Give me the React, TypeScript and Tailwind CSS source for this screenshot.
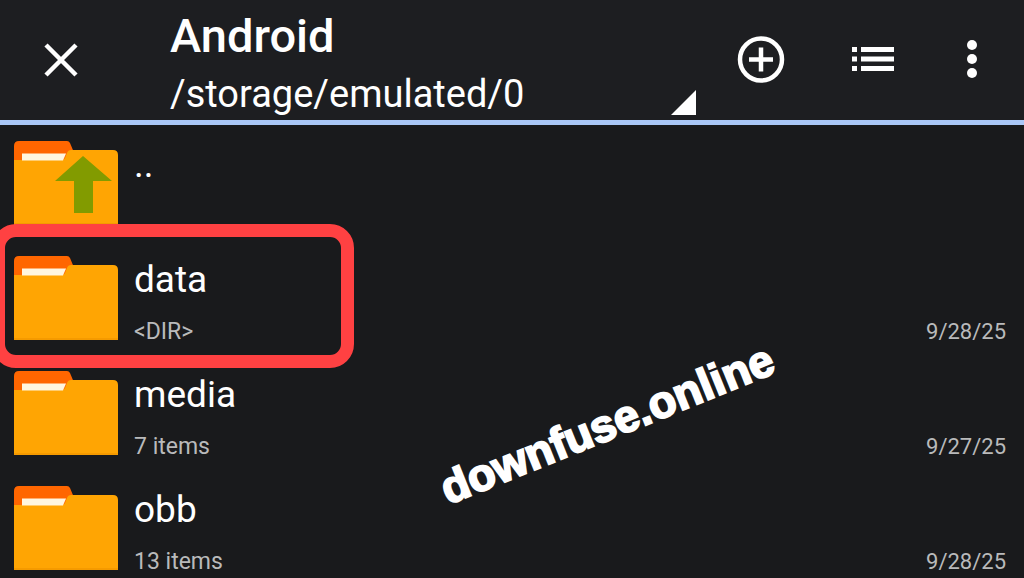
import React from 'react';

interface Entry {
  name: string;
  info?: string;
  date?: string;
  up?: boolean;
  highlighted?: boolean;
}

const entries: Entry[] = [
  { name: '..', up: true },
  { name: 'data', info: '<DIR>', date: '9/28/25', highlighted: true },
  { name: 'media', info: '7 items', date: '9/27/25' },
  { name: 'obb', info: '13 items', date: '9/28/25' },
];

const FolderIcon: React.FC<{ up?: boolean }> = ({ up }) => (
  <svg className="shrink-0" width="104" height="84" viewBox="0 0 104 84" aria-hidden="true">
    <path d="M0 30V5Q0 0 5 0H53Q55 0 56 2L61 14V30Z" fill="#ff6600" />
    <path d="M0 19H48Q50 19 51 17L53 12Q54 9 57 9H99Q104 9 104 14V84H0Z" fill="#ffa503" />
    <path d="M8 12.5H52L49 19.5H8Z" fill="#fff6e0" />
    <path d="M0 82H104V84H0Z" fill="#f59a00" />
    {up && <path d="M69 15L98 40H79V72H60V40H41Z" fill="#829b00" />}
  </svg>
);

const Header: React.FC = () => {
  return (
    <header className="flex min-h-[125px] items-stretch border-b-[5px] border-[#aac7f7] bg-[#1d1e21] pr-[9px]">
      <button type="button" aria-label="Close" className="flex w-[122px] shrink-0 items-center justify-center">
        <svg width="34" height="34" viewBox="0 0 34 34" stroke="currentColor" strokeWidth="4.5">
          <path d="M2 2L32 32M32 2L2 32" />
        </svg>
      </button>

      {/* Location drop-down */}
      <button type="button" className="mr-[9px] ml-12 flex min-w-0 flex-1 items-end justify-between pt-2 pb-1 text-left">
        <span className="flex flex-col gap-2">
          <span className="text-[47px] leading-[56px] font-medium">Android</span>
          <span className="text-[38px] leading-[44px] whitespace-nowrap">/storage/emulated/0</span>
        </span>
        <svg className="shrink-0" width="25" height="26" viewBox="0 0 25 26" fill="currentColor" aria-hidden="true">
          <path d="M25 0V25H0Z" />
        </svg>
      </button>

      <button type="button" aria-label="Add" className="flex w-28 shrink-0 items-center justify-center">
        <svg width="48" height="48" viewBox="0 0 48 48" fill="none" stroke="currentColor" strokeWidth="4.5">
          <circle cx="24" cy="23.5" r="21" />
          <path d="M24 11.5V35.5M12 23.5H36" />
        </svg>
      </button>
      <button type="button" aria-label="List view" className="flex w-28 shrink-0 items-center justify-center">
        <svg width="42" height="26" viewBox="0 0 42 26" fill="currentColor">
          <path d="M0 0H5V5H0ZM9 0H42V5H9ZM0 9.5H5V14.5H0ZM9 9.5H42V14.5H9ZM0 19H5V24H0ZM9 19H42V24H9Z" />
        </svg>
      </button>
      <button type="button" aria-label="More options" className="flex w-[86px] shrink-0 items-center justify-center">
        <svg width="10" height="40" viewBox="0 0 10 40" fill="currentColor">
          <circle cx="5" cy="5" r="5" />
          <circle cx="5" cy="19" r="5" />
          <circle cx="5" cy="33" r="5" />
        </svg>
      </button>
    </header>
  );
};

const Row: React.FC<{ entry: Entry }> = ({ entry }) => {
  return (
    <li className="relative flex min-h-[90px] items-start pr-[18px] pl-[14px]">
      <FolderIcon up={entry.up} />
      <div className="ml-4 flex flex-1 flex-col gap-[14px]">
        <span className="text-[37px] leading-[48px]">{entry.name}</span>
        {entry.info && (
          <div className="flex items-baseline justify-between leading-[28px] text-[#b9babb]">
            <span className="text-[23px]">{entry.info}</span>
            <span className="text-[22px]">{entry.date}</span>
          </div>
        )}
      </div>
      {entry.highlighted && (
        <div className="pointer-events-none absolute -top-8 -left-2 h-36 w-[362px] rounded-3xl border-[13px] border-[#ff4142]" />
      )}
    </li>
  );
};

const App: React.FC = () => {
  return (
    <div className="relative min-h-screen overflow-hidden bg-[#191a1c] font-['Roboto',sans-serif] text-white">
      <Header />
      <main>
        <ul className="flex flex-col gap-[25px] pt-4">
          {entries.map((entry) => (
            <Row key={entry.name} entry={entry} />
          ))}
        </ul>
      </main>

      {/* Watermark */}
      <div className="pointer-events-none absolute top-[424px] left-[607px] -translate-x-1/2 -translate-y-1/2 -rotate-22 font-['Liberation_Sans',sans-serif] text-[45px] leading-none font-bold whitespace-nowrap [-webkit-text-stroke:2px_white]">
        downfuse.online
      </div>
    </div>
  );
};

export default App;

- PROBLEM
Tally the lines of the material above that contain the word "React" and report the total alone.

- REPLY
6